GIVEN DATA

— Begin —

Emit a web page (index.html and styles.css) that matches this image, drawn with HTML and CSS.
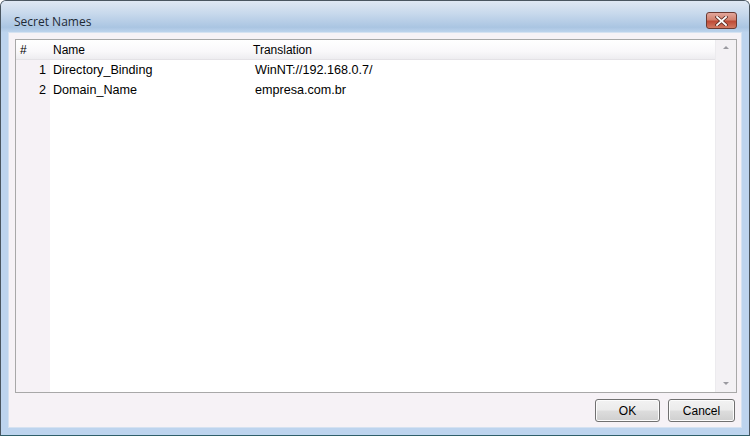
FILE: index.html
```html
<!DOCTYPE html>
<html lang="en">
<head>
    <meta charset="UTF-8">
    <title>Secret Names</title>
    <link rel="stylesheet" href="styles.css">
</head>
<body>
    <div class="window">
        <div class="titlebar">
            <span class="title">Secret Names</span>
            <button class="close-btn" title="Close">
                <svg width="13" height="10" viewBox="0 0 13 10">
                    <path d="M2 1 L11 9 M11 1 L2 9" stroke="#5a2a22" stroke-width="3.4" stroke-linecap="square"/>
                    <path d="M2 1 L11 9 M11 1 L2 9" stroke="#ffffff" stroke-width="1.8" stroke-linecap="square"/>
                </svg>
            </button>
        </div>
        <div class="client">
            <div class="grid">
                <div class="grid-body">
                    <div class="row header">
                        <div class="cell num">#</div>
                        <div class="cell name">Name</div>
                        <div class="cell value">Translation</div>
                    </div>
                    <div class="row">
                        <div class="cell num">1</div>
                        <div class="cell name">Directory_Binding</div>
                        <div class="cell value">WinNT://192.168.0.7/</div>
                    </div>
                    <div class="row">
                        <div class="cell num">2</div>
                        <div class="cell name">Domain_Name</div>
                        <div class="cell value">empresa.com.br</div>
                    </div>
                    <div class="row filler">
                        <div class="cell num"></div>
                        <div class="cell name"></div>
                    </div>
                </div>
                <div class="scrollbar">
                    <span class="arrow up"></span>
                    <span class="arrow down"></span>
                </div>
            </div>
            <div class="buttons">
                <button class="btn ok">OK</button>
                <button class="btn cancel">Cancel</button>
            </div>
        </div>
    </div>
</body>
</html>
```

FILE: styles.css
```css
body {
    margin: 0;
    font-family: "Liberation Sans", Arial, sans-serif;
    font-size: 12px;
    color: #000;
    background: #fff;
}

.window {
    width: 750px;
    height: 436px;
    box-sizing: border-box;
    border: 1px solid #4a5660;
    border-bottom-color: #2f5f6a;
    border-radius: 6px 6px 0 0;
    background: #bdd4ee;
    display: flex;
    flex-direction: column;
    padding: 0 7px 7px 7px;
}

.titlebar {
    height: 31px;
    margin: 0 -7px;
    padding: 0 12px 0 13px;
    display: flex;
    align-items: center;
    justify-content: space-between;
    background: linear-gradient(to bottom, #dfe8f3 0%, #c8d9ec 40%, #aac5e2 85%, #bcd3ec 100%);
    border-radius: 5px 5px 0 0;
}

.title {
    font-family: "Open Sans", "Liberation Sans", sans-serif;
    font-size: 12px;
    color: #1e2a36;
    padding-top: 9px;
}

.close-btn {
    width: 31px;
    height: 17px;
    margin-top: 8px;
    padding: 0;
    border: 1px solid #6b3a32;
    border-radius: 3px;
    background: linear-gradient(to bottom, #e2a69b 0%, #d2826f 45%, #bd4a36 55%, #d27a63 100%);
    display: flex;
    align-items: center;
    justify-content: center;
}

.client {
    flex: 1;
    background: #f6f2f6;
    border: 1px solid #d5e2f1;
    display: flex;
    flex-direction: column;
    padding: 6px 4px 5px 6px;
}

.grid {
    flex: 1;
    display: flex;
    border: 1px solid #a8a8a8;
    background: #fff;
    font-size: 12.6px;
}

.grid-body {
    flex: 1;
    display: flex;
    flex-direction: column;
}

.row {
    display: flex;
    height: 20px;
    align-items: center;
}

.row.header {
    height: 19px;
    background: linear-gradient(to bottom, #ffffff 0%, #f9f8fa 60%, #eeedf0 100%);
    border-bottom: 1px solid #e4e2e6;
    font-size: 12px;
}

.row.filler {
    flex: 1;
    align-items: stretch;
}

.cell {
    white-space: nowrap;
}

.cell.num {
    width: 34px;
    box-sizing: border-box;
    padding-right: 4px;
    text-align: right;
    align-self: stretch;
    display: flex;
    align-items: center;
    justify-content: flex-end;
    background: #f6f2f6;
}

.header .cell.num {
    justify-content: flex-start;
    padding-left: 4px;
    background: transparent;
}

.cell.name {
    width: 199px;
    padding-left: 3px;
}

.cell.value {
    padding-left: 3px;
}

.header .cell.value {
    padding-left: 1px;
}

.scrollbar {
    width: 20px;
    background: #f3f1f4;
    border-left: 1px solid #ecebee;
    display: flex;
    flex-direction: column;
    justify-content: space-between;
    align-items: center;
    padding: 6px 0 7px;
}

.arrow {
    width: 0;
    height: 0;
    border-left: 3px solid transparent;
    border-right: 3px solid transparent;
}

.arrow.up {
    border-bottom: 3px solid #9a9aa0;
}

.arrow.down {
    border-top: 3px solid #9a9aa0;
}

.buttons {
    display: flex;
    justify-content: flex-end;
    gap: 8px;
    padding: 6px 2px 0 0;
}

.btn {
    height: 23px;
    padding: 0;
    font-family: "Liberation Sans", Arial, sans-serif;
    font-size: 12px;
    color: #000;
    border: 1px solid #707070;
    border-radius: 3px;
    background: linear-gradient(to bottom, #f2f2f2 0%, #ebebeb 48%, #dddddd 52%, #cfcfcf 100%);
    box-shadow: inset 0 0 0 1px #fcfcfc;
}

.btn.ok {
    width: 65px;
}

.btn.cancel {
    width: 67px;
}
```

— End —

WHAT YOU NEED TO DO
Make a list of all lines in the data that contain "styles".

OUTPUT OF THE EXERCISE
Emit a web page (index.html and styles.css) that matches this image, drawn with HTML and CSS.
    <link rel="stylesheet" href="styles.css">
FILE: styles.css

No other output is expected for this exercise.